Not long after he made the copy, Shen Zhou gave it to a bureaucrat friend named Fan Shunju (樊舜举). Fan Shunju then began to search for the authentic copy. When he found it, he bought it at a hefty price and invited Shen Zhou to inscribe on it. Shen Zhou then noted down at the end of the scroll the story of how the painting was lost and found.

Over the following centuries, the painting had come to know several owners, including Tan Zhiyi (谈志伊), Dong Qichang (董其昌) and Wu Zhengzhi (吴正志). When Wu Zhengzhi died, he passed the painting to his third son Wu Hongyu (吴洪裕), who loved the painting so much that when he went on refuge, he left behind all valuables and only brought the painting and a copy of the Thousand Character Classic by Master Zhiyong (智永法师). In fact, he was so fond of these two pieces of work that he had them burnt shortly before he died, so that he could bring them to the afterlife.

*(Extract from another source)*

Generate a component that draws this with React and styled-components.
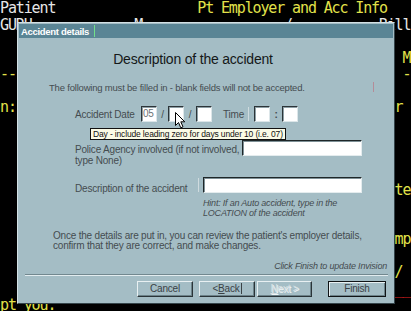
import React from "react";
import styled, { createGlobalStyle } from "styled-components";

const GlobalStyle = createGlobalStyle`
  html, body {
    margin: 0;
    padding: 0;
    background: #000;
  }
  body {
    width: 411px;
    height: 311px;
    overflow: hidden;
  }
`;

const YEL = "#e2e24a";
const WHT = "#e6e6e6";
const RED = "#e02020";

// terminal rows behind the dialog: [column, text, colour]
const rows = [
  [[0, "Patient", WHT], [25, "Pt Employer and Acc Info", YEL]],
  [[0, "GURU", WHT], [17, "M", WHT], [36, "/", WHT], [48, "Bill", WHT]],
  [],
  [[51, "M", YEL]],
  [[0, "----", YEL], [51, "--", YEL]],
  [],
  [[0, "n:", YEL], [50, "r", YEL]],
  [],
  [],
  [],
  [],
  [[50, "te", YEL]],
  [],
  [],
  [[50, "mp", YEL]],
  [],
  [[50, "/", YEL]],
  [[50, "__", RED]],
  [[0, "pt you:", YEL]],
];

const Cursor = () => (
  <Pointer width="11" height="17" viewBox="0 0 11 17">
    <path
      d="M0.5 0.5 L0.5 13.5 L3.5 10.5 L5.8 15.8 L8 14.8 L5.8 9.8 L9.8 9.8 Z"
      fill="#fff"
      stroke="#000"
      strokeWidth="1"
    />
  </Pointer>
);

const App = () => {
  return (
    <>
      <GlobalStyle />
      <Screen>
        <Terminal>
          {rows.map((segs, i) => (
            <Line key={i}>
              {segs.map(([col, text, color], j) => (
                <Seg key={j} $col={col} $len={text.length} $color={color}>
                  {text}
                </Seg>
              ))}
            </Line>
          ))}
        </Terminal>

        <Dialog>
          <TitleBar>
            Accident details
            <TitleCaret />
          </TitleBar>
          <Body>
            <Heading>Description of the accident</Heading>

            <NoticeRow>
              <span>
                The following must be filled in - blank fields will not be
                accepted.
              </span>
              <Mark />
            </NoticeRow>

            <DateRow>
              <Label $w={66}>Accident Date</Label>
              <Box>05</Box>
              <Sep $w={11}>/</Sep>
              <Box />
              <Sep $w={12}>/</Sep>
              <Box />
              <Label $w={25} $ml={11}>
                Time
              </Label>
              <VBar />
              <Box $ml={5} />
              <Sep $w={12} $bold>
                :
              </Sep>
              <Box />
              <Tip>Day - include leading zero for days under 10 (i.e. 07)</Tip>
              <Cursor />
            </DateRow>

            <PoliceRow>
              <Label $w={167} $mt={3.5}>
                Police Agency involved (if not involved,
                <br />
                type None)
              </Label>
              <Input $w={120} />
            </PoliceRow>

            <DescRow>
              <Label $w={123} $mt={5.5}>
                Description of the accident
              </Label>
              <VBar $mt={1} />
              <Input $w={159} $ml={4} />
            </DescRow>

            <Hint>
              Hint: If an Auto accident, type in the
              <br />
              LOCATION of the accident
            </Hint>

            <Para>
              Once the details are put in, you can review the patient's
              employer details,
              <br />
              confirm that they are correct, and make changes.
            </Para>

            <FinishNote>Click Finish to update Invision</FinishNote>

            <Separator />

            <ButtonRow>
              <Button $w={56}>Cancel</Button>
              <Button $w={56} $ml={6}>
                &lt; <u>B</u>ack
                <TextCaret />
              </Button>
              <Button $w={55} $ml={2} $disabled>
                <u>N</u>ext &gt;
              </Button>
              <Button $w={58} $ml={16} $default>
                Finish
              </Button>
            </ButtonRow>
          </Body>
        </Dialog>
      </Screen>
    </>
  );
};

export default App;

const Screen = styled.div`
  position: relative;
  width: 411px;
  height: 311px;
  background: #000;
  overflow: hidden;
`;

const Terminal = styled.div`
  font-family: "DejaVu Sans Mono", "Liberation Mono", monospace;
  font-size: 15px;
  letter-spacing: -1.13px;
  line-height: 16.5px;
`;

const Line = styled.div`
  height: 16.5px;
  display: grid;
  grid-template-columns: repeat(54, 7.9px);
`;

const Seg = styled.span`
  grid-column: ${(p) => p.$col + 1} / span ${(p) => p.$len};
  color: ${(p) => p.$color};
  white-space: pre;
`;

const Dialog = styled.div`
  position: absolute;
  left: 17px;
  top: 22px;
  width: 378px;
  height: 282px;
  box-sizing: border-box;
  background: #a4bdc5;
  border: 1px solid;
  border-color: #d2e0e4 #34444a #34444a #d2e0e4;
  padding: 1px;
  display: flex;
  flex-direction: column;
  font-family: "Liberation Sans", Arial, sans-serif;
  color: #444c50;
`;

const TitleBar = styled.div`
  height: 14px;
  background: #5a8595;
  color: #fff;
  font-weight: bold;
  font-size: 9.5px;
  letter-spacing: -0.3px;
  padding-left: 2px;
  display: flex;
  align-items: center;
`;

const TitleCaret = styled.span`
  width: 1px;
  height: 12px;
  margin-left: 5px;
  background: #72e08a;
`;

const Body = styled.div`
  flex: 1;
  display: flex;
  flex-direction: column;
  font-size: 10px;
  letter-spacing: -0.2px;
`;

const Heading = styled.div`
  margin-top: 13px;
  padding-right: 26px;
  height: 16px;
  line-height: 16px;
  text-align: center;
  font-size: 14px;
  color: #141818;
`;

const NoticeRow = styled.div`
  margin: 14.5px 19px 0 30px;
  height: 11px;
  line-height: 11px;
  font-size: 9.5px;
  display: flex;
  align-items: center;
  justify-content: space-between;
  white-space: nowrap;
`;

const Mark = styled.span`
  width: 1px;
  height: 10px;
  background: #b48c98;
`;

const DateRow = styled.div`
  position: relative;
  margin: 13.5px 0 0 56px;
  height: 16px;
  display: flex;
  align-items: center;
`;

const Label = styled.div`
  width: ${(p) => p.$w}px;
  margin-left: ${(p) => p.$ml || 0}px;
  margin-top: ${(p) => p.$mt || 0}px;
  line-height: 11px;
  white-space: nowrap;
  flex-shrink: 0;
`;

const Box = styled.div`
  width: 16px;
  height: 16px;
  margin-left: ${(p) => p.$ml || 0}px;
  box-sizing: border-box;
  background: #fff;
  border: 1px solid;
  border-color: #2c3438 #dce6e9 #dce6e9 #2c3438;
  box-shadow: inset 1px 1px #8e9fa5;
  color: #6a7276;
  font-size: 10px;
  line-height: 13px;
  padding-left: 1px;
  flex-shrink: 0;
`;

const Sep = styled.div`
  width: ${(p) => p.$w}px;
  text-align: center;
  font-weight: ${(p) => (p.$bold ? "bold" : "normal")};
  flex-shrink: 0;
`;

const VBar = styled.span`
  width: 1px;
  height: 14px;
  margin-top: ${(p) => p.$mt || 0}px;
  background: #cfdbdf;
  flex-shrink: 0;
`;

const Tip = styled.div`
  position: absolute;
  left: 15px;
  top: 22px;
  height: 12px;
  box-sizing: border-box;
  padding: 0 2px;
  background: #fbfbe6;
  border: 1px solid #111;
  color: #111;
  font-size: 8.5px;
  letter-spacing: -0.15px;
  line-height: 10px;
  white-space: nowrap;
`;

const Pointer = styled.svg`
  position: absolute;
  left: 100px;
  top: 6px;
`;

const PoliceRow = styled.div`
  margin: 18px 0 0 56px;
  display: flex;
  align-items: flex-start;
`;

const DescRow = styled.div`
  margin: 11.5px 0 0 56px;
  display: flex;
  align-items: flex-start;
`;

const Input = styled.div`
  width: ${(p) => p.$w}px;
  height: 16px;
  margin-left: ${(p) => p.$ml || 0}px;
  box-sizing: border-box;
  background: #fff;
  border: 1px solid;
  border-color: #1e2628 #e4ecee #e4ecee #1e2628;
  box-shadow: inset 1px 1px #7e9096;
  flex-shrink: 0;
`;

const Hint = styled.div`
  margin: 4px 0 0 184px;
  font-size: 9px;
  font-style: italic;
  line-height: 10px;
  white-space: nowrap;
`;

const Para = styled.div`
  margin: 13px 0 0 34px;
  line-height: 10px;
  white-space: nowrap;
`;

const FinishNote = styled.div`
  margin-top: 10px;
  padding-right: 6px;
  text-align: right;
  font-size: 9px;
  font-style: italic;
  line-height: 10px;
`;

const Separator = styled.div`
  margin: 3px 5px 0 6px;
  border-top: 1px solid #72888f;
  border-bottom: 1px solid #e2ecef;
`;

const ButtonRow = styled.div`
  margin: 5px 0 0 118px;
  display: flex;
`;

const Button = styled.div`
  width: ${(p) => p.$w}px;
  height: 16px;
  margin-left: ${(p) => p.$ml || 0}px;
  box-sizing: border-box;
  display: flex;
  align-items: center;
  justify-content: center;
  background: #a4bdc5;
  border: 1px solid;
  border-color: ${(p) =>
    p.$default ? "#101416" : "#e8f0f2 #2a3438 #2a3438 #e8f0f2"};
  box-shadow: ${(p) =>
    p.$default
      ? "inset 1px 1px #e8f0f2, inset -1px -1px #6c8289"
      : "inset -1px -1px #6c8289"};
  color: ${(p) => (p.$disabled ? "#d6e0e3" : "#3a4246")};
  text-shadow: ${(p) => (p.$disabled ? "1px 1px 0 #f0f5f6" : "none")};
  font-size: 10px;
  white-space: nowrap;
  u {
    text-decoration: underline;
  }
`;

const TextCaret = styled.span`
  width: 1px;
  height: 11px;
  margin-left: 1px;
  background: #3a4246;
`;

===Separation into two parts===

Wu Hongyu's nephew Wu Jing'an rescued the painting, which was however already aflame and torn into two. The smaller piece, also the beginning section, measuring 51.4 cm long, was subsequently known as The Remaining Mountain (剩山圖). After passing through the hands of numerous collectors, it came to the possession of Wu Hufan (吴湖帆), painter and collector, during the 1940s. In 1956, it finally settled down in the Zhejiang Provincial Museum in Hangzhou.

The journey of the latter longer section, measuring 636.9 cm long, known as The Master Wuyong Scroll (無用師卷), was perhaps more dramatic. It passed through the hands of several high-level government officials, including Gao Shiqi (高士奇) and Wang Hongxu (王鸿绪), before landing in the Imperial Palace. The Qianlong Emperor, who prided himself in his connoisseurship, judged that this new acquisition was counterfeit and insisted that the imitation he already possessed was authentic. This mistake was only corrected in 1816, during the reign of the Jiaqing Emperor. The longer piece was taken to Taiwan during the 1950s and is now at the National Palace Museum in Taipei.

===Joined after three and half centuries===
In 2011, the first section of the painting was loaned to the National Palace Museum in Taipei where, in June and July, the two pieces were reunited for the first time since their separation more than three and a half centuries ago. The exhibition attracted 847,509 visitors and became one of the most popular art shows in 2011.

==Miscellaneous==
- A number of private condominiums in China are named Fuchun Mountains Residence after the painting.

==In popular culture==
In 2013's Chinese film Switch, the hero (Andy Lau) is tasked to recover the stolen painting.

Dwelling in the Fuchun Mountains, a 2019 Chinese film by Guo Xiaogang, was named after the painting.

The painting is also featured in the 2017 Chinese drama, Because of Meeting You. The show is centered around embroidery, and a scarf with the embroidered "Remaining Mountain" half of the painting plays an important role in the plot.